Unfair decisions India's biggest enemy at the Commonwealth Games 2022
Commonwealth Games 2022: Malfunctioning clocks, favouritism (and optical illusions?) India have fallen prey to numerous biased decisions which have raised a lot of questions on the internet.
In sport, personal bias and favouritism should be ideally set aside, but the need to have a winner often leads to some dubious decisions. Some of the refereeing decisions in the Commonwealth Games 2022 have been quite berserk, to say the least, especially for India.
The recent incident is the apparent clock glitch that happened during the penalty shootout in the Indian women's team's semifinal defeat to Australia on Friday night. Australia's first attempt at goal was saved by captain Savita Punia. However, the goalie's effort was rendered null as the referee asked Australia to retake, citing the reason that the clock hadn't started. This time, India conceded.
"It was a very close match and sometimes these decisions don't go your way, it becomes tougher. The first stroke was asked to be retaken. It was tough for us but, at the same time, these are part of the game. We have to move on," the skipper told Sony Sports after the unfortunate defeat.
While Punia accepted the defeat, her coach Janneke Schopman was a little more irked than her. "I just don't understand. Australia wasn't complaining, everyone agreed. It was a great stop. Even the umpires did not understand," Schopman said.
"The girls are really upset about it...I tried to calm them down. In hindsight it's 50-50 but I'm sure their focus was lost a little bit after that moment," a frustrated Schopman said.
"I am angry also because I don't think even the officials understood what happened. They said it's not our decision. I said 'Australia are not complaining, they know they've missed it, it was easily 10 seconds and they got the opportunity to score'."
Sreeshankar's optical illusion
The women's hockey debacle isn't the only scenario that ruffled some feathers amongst the Twitterati. Another incident involved long jumper Murali Sreeshankar.
It was 1cm that stood between Murali's silver and the gold medal. In the fourth attempt he had, at least according to the dents made on the sand pit, crossed the 8m mark by a margin. But, the attempt was not legal because of the slightest margins, which to the naked eye didn't look like an overstep on the board.
Screengrab: Sony Liv
Boxers in Ashish and Lovlina Borgohain, both of whom were medal prospects for India, were ousted before they reached the semi-finals. The reason? Sometimes, blatant bias.

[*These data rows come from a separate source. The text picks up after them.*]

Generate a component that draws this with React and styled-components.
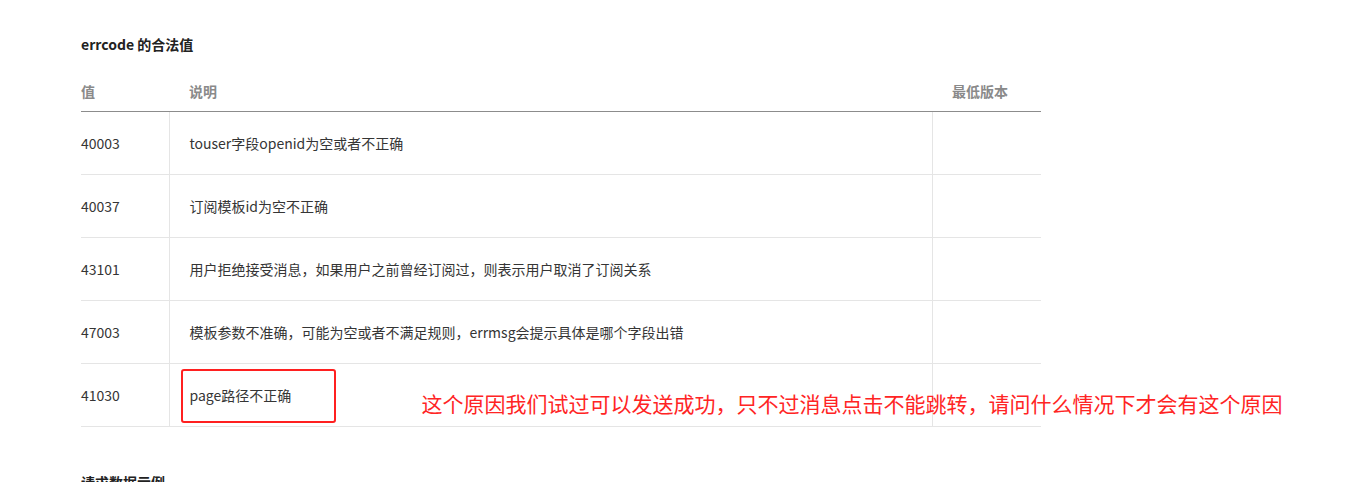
import React from 'react'
import styled, { createGlobalStyle } from 'styled-components'

const GlobalStyle = createGlobalStyle`
  body {
    margin: 0;
    background: #fff;
    font-family: "Noto Sans CJK SC", "Liberation Sans", sans-serif;
    color: #353535;
  }
`

const Page = styled.div`
  padding: 34px 0 0 81px;
  width: 960px;
`

const Heading = styled.h3`
  margin: 0;
  font-size: 14px;
  line-height: 20px;
  font-weight: 700;
  color: #222;
`

const Table = styled.table`
  width: 960px;
  margin-top: 16px;
  border-collapse: collapse;
  table-layout: fixed;
  font-size: 14px;
`

const HeadCell = styled.th`
  text-align: left;
  font-weight: 700;
  color: #8a8a8a;
  height: 41px;
  padding: 0 0 0 ${p => (p.$first ? 0 : 20)}px;
  border-bottom: 1px solid #8c8c8c;
  vertical-align: middle;
`

const Row = styled.tr`
  border-bottom: 1px solid #e5e5e5;
`

const Cell = styled.td`
  height: 62px;
  padding: 0 0 0 ${p => (p.$first ? 0 : 20)}px;
  border-left: ${p => (p.$first ? 'none' : '1px solid #e5e5e5')};
  vertical-align: middle;
  color: #353535;
  position: relative;
`

const Marked = styled.span`
  position: relative;
  &::before {
    content: '';
    position: absolute;
    left: -9px;
    top: -16px;
    width: 151px;
    height: 50px;
    border: 2px solid #ff2020;
    border-radius: 3px;
  }
`

const Note = styled.span`
  position: absolute;
  left: 252px;
  top: 26px;
  white-space: nowrap;
  font-size: 21px;
  line-height: 26px;
  color: #ff2424;
  z-index: 1;
`

const SubHeading = styled(Heading)`
  margin-top: 45px;
`

const rows = [
  ['40003', 'touser字段openid为空或者不正确'],
  ['40037', '订阅模板id为空不正确'],
  ['43101', '用户拒绝接受消息，如果用户之前曾经订阅过，则表示用户取消了订阅关系'],
  ['47003', '模板参数不准确，可能为空或者不满足规则，errmsg会提示具体是哪个字段出错'],
]

export default function App() {
  return (
    <Page>
      <GlobalStyle />
      <Heading>errcode 的合法值</Heading>
      <Table>
        <colgroup>
          <col style={{ width: 88 }} />
          <col style={{ width: 763 }} />
          <col style={{ width: 109 }} />
        </colgroup>
        <thead>
          <tr>
            <HeadCell $first>值</HeadCell>
            <HeadCell>说明</HeadCell>
            <HeadCell>最低版本</HeadCell>
          </tr>
        </thead>
        <tbody>
          {rows.map(([code, desc]) => (
            <Row key={code}>
              <Cell $first>{code}</Cell>
              <Cell>{desc}</Cell>
              <Cell />
            </Row>
          ))}
          <Row>
            <Cell $first>41030</Cell>
            <Cell>
              <Marked>page路径不正确</Marked>
              <Note>这个原因我们试过可以发送成功，只不过消息点击不能跳转，请问什么情况下才会有这个原因</Note>
            </Cell>
            <Cell />
          </Row>
        </tbody>
      </Table>
      <SubHeading>请求数据示例</SubHeading>
    </Page>
  )
}
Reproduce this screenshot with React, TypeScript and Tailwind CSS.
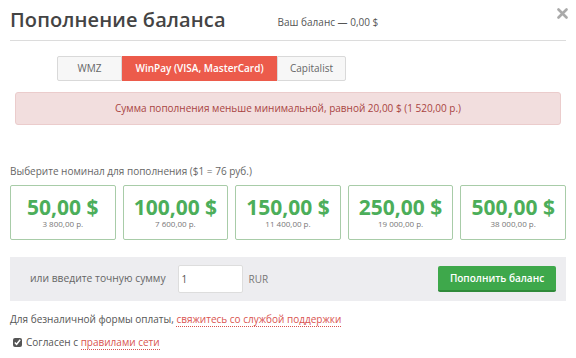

In the match involving Ashish, everyone could have sworn that the Indian was miles better than England's Aaron Bowen. After the scores were tied after the first two rounds, the Indian upped his game. However, there was one referee who constantly favouring the Englishman, the only one to give a perfect 30.
In Lovlina's match, there were a lot of things going against her. Be it a simple miscalculation of a referee's score or deducting points without warning, the trend continued.
The results were also debatable for Sanjeet and Shiva Thapa.
Perhaps the first instance of inconsistent umpiring spotted in Birmingham was inside the squash court. The matches which showed this were Anahat Singh's Round of 32 game against Emily Whitlock and Joshna Chinappa's against Hollie Naughton.
The psychological impact such moments can have - like the clock glitch in the hockey semifinal, the setback from which India never recovered - cannot be underestimated. As the women's coach Schopman said, "I think those people just don't understand the game and the emotions that are involved."